I finished my tasks, locked up, and decided to walk round the edge of the allotment, along the electric fenceline, to see if I could find her, or signs od her   Eventually, I came upon a small, neat, pile of feathers.


A pile of feathers
A few steps on, another pile.

She must have escaped somehow - or a single-kill predator had got in somehow. It wasn't a fox, they'd all be dead if that had happened.   It could be an owl, or a hawk, or maybe even a mink.  I guess an owl or a hawk is more likely, as that would explain how they got over the electric fence.

I waslked along a different path, and then I found the remains of her carcass.

At least I know for certain that she'd dead.   And at least it wasn't an indiscriminate fox attack.

Poor girl, I hope she didn't suffer.

Sunday, 4 September 2016

Proud grandma

My granddaughter completed the dress!

He rmum sent me a pic of G, working at their kitchen table doing the hem.   And later, a pic of G wearing the completed dress.

It's lovely.  I'm so happy that I was able to give her the help and guidance she needed,  and the tools,  to do it.  I hope she goes on to make her second dress (fabric already provided) so she can cement her knowledge.

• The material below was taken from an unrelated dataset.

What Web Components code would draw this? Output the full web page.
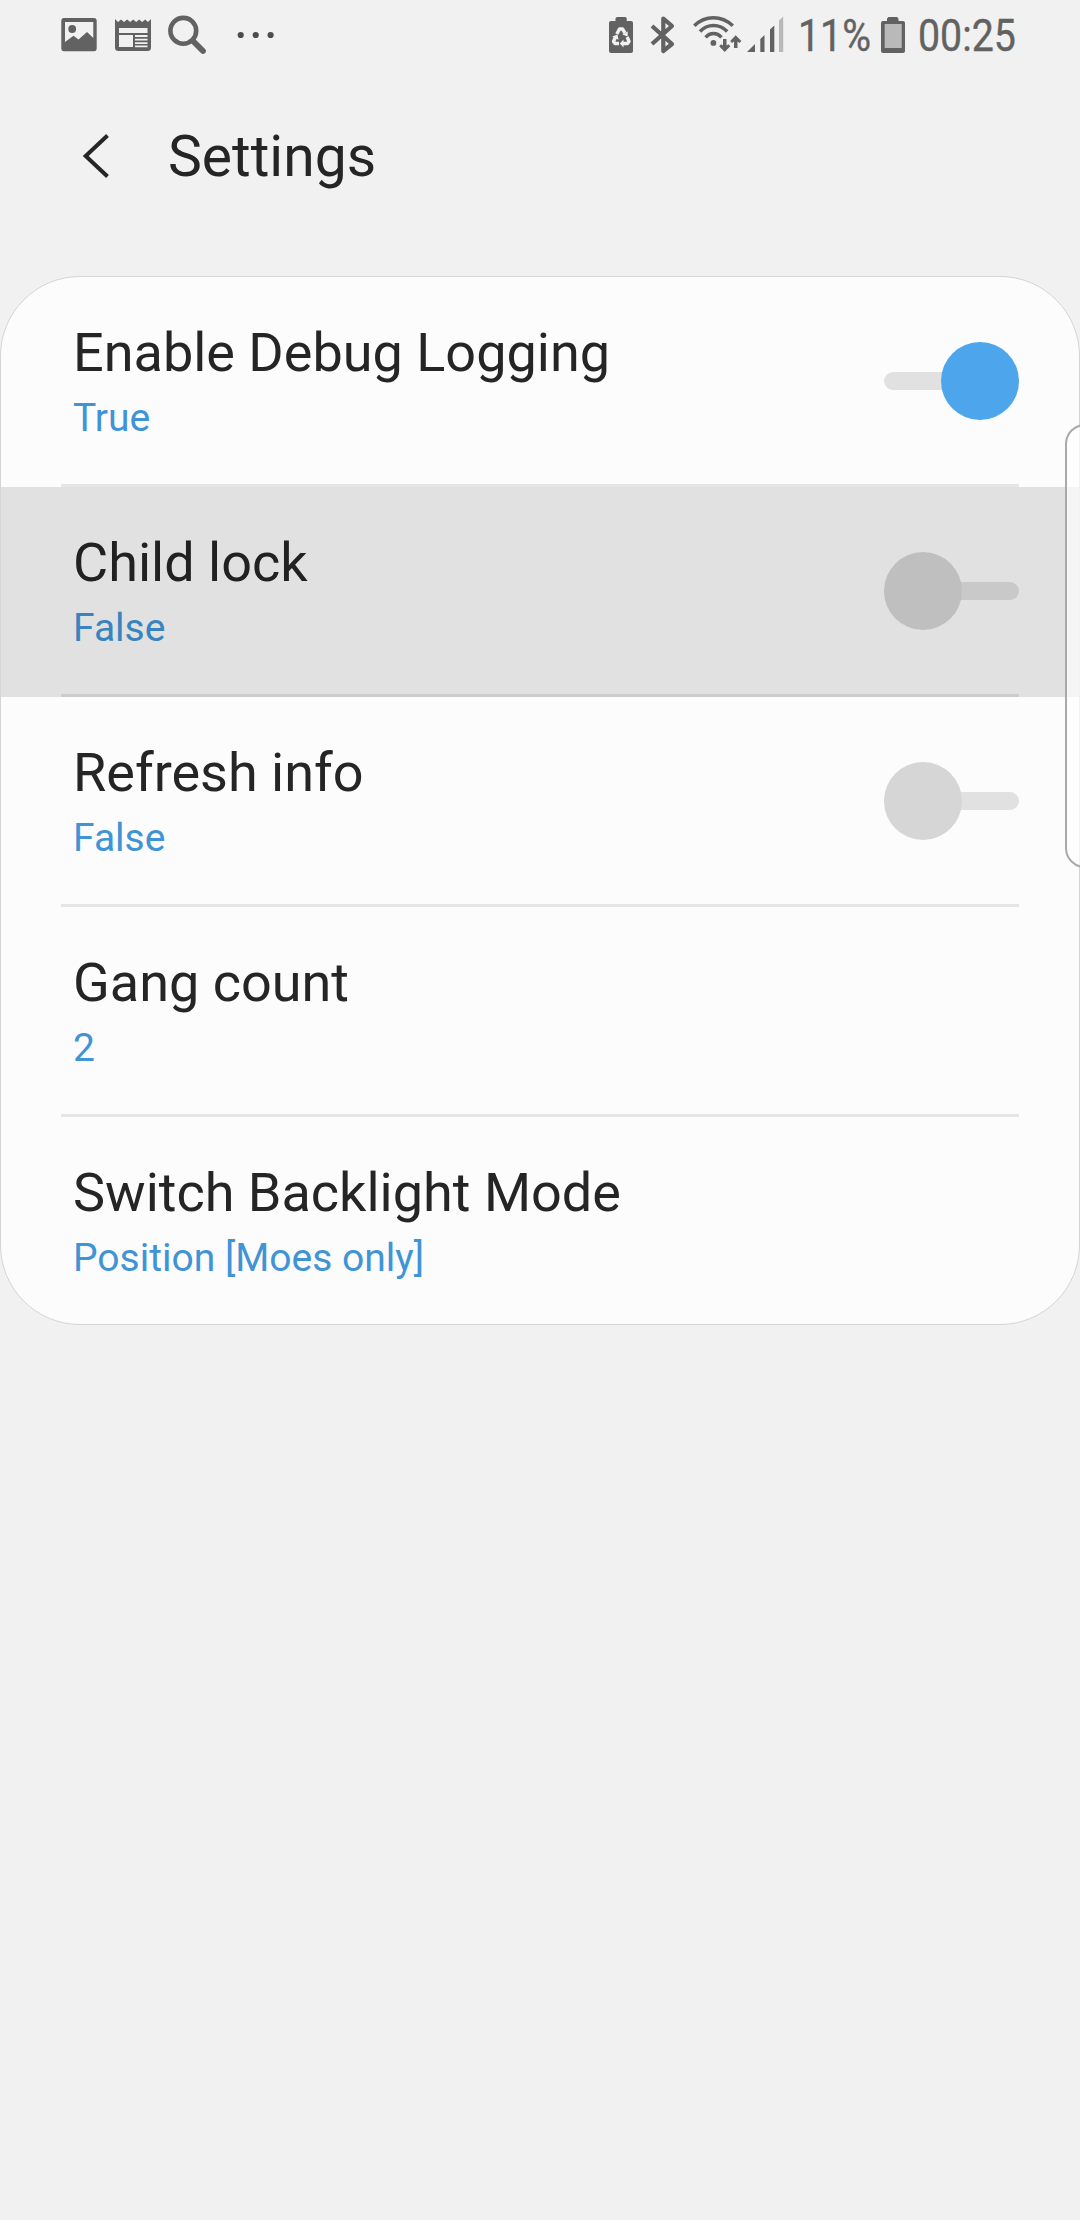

Thursday, 1 September 2016

Animal training

It never ceases to amaze me how well our animals train us.

The cats sit by the french window in the kitchen and, without thinking about it,  we get up to let them out.  They sit by the food bowls, and we stop what we are doing to feed them.   Izzy jumps on the bed in the middle of the night and meows for a stroke, she gets it.   Wash comes in to the living room and stands by my chair, I obediently put out my legs so he can jump up.

And so it goes on.

And then there is being not quite fully asleep, so that we are (usually) woken if Izzy is having a fit, or if Wash is involved in a fight, or if the chooks are disturbed.

Izzy  had one in the night. Unusually, it was upstairs.  Thank goodness we'd put down solid flooring recently.  The floor needed cleaning anyway, and cleaning it at stupid-o'clock during the night meant it didn't have to be done during the day.